And to eat mashed grilled cheese sandwiches and fried eggs. And to gather up his Christmas loot that he wasn't able to take with him after Christmas because of the snow; there just wasn't room in that pickup truck for it all and him, too.
Several people have asked me what a "Hairbanger's Ball" is. Belle loves to go to those with her friends. It's a Tribute to the Eighties concert!! Remember that big hair back then? REO Speedwagon hair? Foot-high cheerleader bangs? Hence the name. She and her friends love it. (If you need to add any details, Belle, by all means do.)
I wonder if there could possibly be a campus as beautiful as the Indiana University campus in Bloomington? I love to walk around and look at it. (It's especially nice now that I don't have to run like mad to make that ten-thirty class and hope the professor isn't collecting homework. . . .) The architecture: each building completely different. The artistic use of brick, and limestone, and cobblestsones, and tiles. . . . . Little unexpected gazebos and fountains and statues cropping up here and there where you least expect them. . . .That huge gorgeous fountain in front of the big main auditorium. The dinosaur footprint. The awesome majesty of all the big old trees, and the footpaths through the many wooded areas, and the Jordan River flowing haphazardly all over the campus, and all the pretty little wooded bridges over it. . . . The wellhouse. The observatories. All those fabulous Thomas Hart Benton murals in so many of the old buildings. The huge art museum. The Lilly Library. The huge famous Indiana University Library, where, on the fifth floor, you can still smell burned paper from the big fire of the late sixties. Yes, the library that is slowly sinking into the ground because the architects and construction people forgot to take into account the weight of all the books. A museum in almost every building. Belle works right in the middle of campus. I haven't gone snooping into her office yet. Um, I mean, stopping by to visit her. She did escort me to Morrison Hall, which houses the fabulous Kinsey Institute, for an interview last summer, though; the two buildings share a courtyard. Her building, Ballantine, is famous for several things, one of which is the fact that even though almost every undergraduate course is on the third floor, the elevator does not stop there. The students have to take it up to the fourth floor and walk down a flight. And, it is from the roof of Ballantine that many a despondent student has taken the plunge. Literally. They were doing it back in my day and they are still doing it. The last one was just a few months ago. This is of course NOT an amusing fact; nevertheless, it is a fact. Belle didn't see the last plunge, but saw the aftermath. That last student miscalculated, you see, and instead of splatting himself on the concrete, he bounced off a canvas window guard and the roof of the parking garage, and survived.

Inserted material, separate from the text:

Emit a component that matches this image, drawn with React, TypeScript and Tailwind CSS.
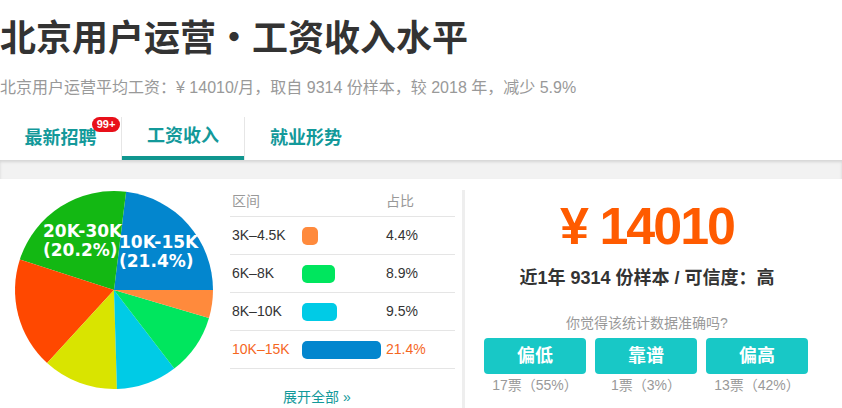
import React from "react";

const slices = [
  { from: 0, to: 83, color: "#0386ce" },
  { from: 83, to: 162, color: "#13b813" },
  { from: 162, to: 227.5, color: "#ff4800" },
  { from: 227.5, to: 271.7, color: "#d9e400" },
  { from: 271.7, to: 307.5, color: "#00cbe6" },
  { from: 307.5, to: 343.6, color: "#00e65e" },
  { from: 343.6, to: 360, color: "#ff8a3c" },
];

const rows = [
  { range: "3K–4.5K", bar: 16, color: "#ff8a3c", pct: "4.4%" },
  { range: "6K–8K", bar: 33, color: "#00e65e", pct: "8.9%" },
  { range: "8K–10K", bar: 35, color: "#00cbe6", pct: "9.5%" },
  { range: "10K–15K", bar: 79, color: "#0386ce", pct: "21.4%", hot: true },
];

const votes = [
  { label: "偏低", count: "17票（55%）" },
  { label: "靠谱", count: "1票（3%）" },
  { label: "偏高", count: "13票（42%）" },
];

// angle in degrees, counter-clockwise from 3 o'clock
const pt = (a: number, cx: number, cy: number, r: number) => {
  const t = (a * Math.PI) / 180;
  return [cx + r * Math.cos(t), cy - r * Math.sin(t)];
};

const Pie = () => {
  const cx = 114;
  const cy = 111;
  const r = 99;
  return (
    <svg width="230" height="229" viewBox="0 0 230 229">
      {slices.map((s, i) => {
        const [x1, y1] = pt(s.from, cx, cy, r);
        const [x2, y2] = pt(s.to, cx, cy, r);
        const large = s.to - s.from > 180 ? 1 : 0;
        return (
          <path
            key={i}
            d={`M${cx},${cy} L${x1},${y1} A${r},${r} 0 ${large} 0 ${x2},${y2} Z`}
            fill={s.color}
          />
        );
      })}
      <g
        fill="#fff"
        fontFamily="'DejaVu Sans', sans-serif"
        fontWeight="bold"
        fontSize="17"
      >
        <text x="43" y="58">20K-30K</text>
        <text x="43" y="77">(20.2%)</text>
        <text x="119" y="69">10K-15K</text>
        <text x="119" y="88">(21.4%)</text>
      </g>
    </svg>
  );
};

const App = () => {
  return (
    <div className="w-[842px] h-[408px] overflow-hidden bg-white font-['Liberation_Sans','Noto_Sans_CJK_SC',sans-serif]">
      <div className="pt-[17px]">
        <h1 className="text-[36px] leading-[44px] font-bold text-[#333] whitespace-nowrap">
          北京用户运营・工资收入水平
        </h1>
        <p className="mt-[16px] text-[16px] leading-[22px] text-[#999] whitespace-nowrap">
          北京用户运营平均工资：¥ 14010/月，取自 9314 份样本，较 2018 年，减少 5.9%
        </p>
        <div className="mt-[18px] flex h-[43px] text-[18px] font-bold text-[#13999a]">
          <div className="relative flex w-[121px] items-center justify-center">
            <span>最新招聘</span>
            <span className="absolute left-[92px] top-0 flex h-[15px] w-[28px] items-center justify-center rounded-full bg-[#e8101a] text-[11px] leading-none text-white">
              99+
            </span>
          </div>
          <div className="flex w-[124px] flex-col border-x border-[#e6e6e6]">
            <div className="flex flex-1 items-center justify-center">工资收入</div>
            <div className="h-[4px] bg-[#10968f]" />
          </div>
          <div className="flex w-[122px] items-center justify-center">就业形势</div>
        </div>
      </div>

      <div className="h-[19px] bg-[#f2f2f2] shadow-[inset_0_2px_3px_rgba(0,0,0,0.12)]" />

      <div className="flex h-[229px]">
        <Pie />

        <div className="w-[225px] pt-[7px] text-[14px]">
          <div className="flex h-[31px] items-center border-b border-[#e5e5e5] text-[#999]">
            <span className="w-[156px] pl-[2px]">区间</span>
            <span>占比</span>
          </div>
          {rows.map((r) => (
            <div
              key={r.range}
              className={`flex h-[38px] items-center border-b border-[#e5e5e5] ${
                r.hot ? "text-[#f5671f]" : "text-[#333]"
              }`}
            >
              <span className="w-[72px] pl-[2px]">{r.range}</span>
              <div className="w-[84px]">
                <div
                  className="h-[18px] rounded-[5px]"
                  style={{ width: r.bar, backgroundColor: r.color }}
                />
              </div>
              <span>{r.pct}</span>
            </div>
          ))}
          <div className="mt-[18px] pl-[53px] leading-[20px] text-[#13999a]">
            展开全部 »
          </div>
        </div>

        <div className="ml-[7px] mt-[11px] w-[3px] bg-[#eeeeee]" />

        <div className="w-[364px] pl-[19px] text-center">
          <div className="pt-[17px] pr-[19px] text-[52px] leading-[60px] font-bold tracking-[-2px] text-[#ff5b00]">
            ¥ 14010
          </div>
          <div className="mt-[10px] pr-[19px] text-[18px] leading-[24px] font-bold text-[#333]">
            近1年 9314 份样本 / 可信度：高
          </div>
          <div className="mt-[23px] pr-[19px] text-[14px] leading-[20px] text-[#999]">
            你觉得该统计数据准确吗?
          </div>
          <div className="mt-[5px] flex gap-[9px]">
            {votes.map((v) => (
              <div key={v.label} className="w-[102px]">
                <div className="flex h-[36px] items-center justify-center rounded-[4px] bg-[#18c8c6] text-[18px] font-bold text-white">
                  {v.label}
                </div>
                <div className="mt-[2px] text-[14px] leading-[18px] text-[#999]">
                  {v.count}
                </div>
              </div>
            ))}
          </div>
        </div>
      </div>
    </div>
  );
};

export default App;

The center of campus is the most beautiful of it all, and the oldest. People come from all over the world to photograph it. It's indescribably beautiful.

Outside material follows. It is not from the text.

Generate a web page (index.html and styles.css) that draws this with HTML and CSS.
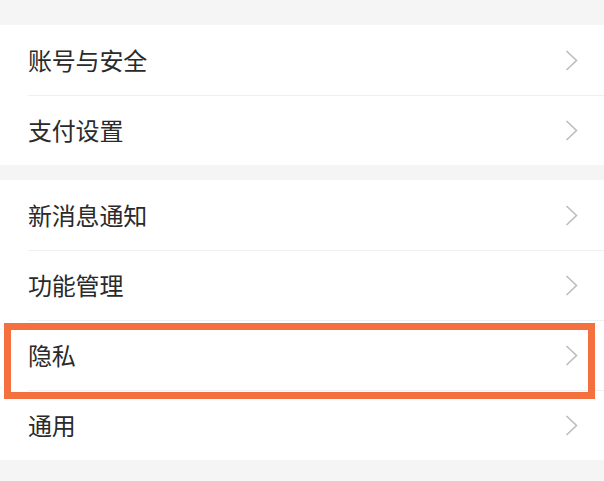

The Student Union sprawls all over the top of a rise like a medieval monastery. Beck Chapel, tiny and old and an architechtural gem, sits placidly beside a miniature cemetery in which are buried the elite of IU alumni moneybags, in the middle of campus, not at all impressed by the fact that there is a waiting list a mile long of people wanting to be married there. The weddings are scheduled so tightly that each one is limited to twenty minutes, and people from the next wedding start to enter and be seated before the previous wedding is over. I've been to several there, and it's a hoot.
I've proudly shown friends around the campus many times. I spent many happy years on this campus, and when I compare it with any other campus I've ever seen, for real or in pictures, well, there just IS no comparison. IU is absolutely beautiful.
Don't get me started on its athletics, though. Because frankly I don't give two hoots in hell about that.
The strangest things can be found meandering through my mind sometimes. I mean, did anybody else ever wonder what Louis Armstrong sounded like when he had a bad cold and was hoarse? Would it have been any different?
What do you suppose dinner-time was like in the Tiny Tim household? Did they listen to ukelele music as they ate?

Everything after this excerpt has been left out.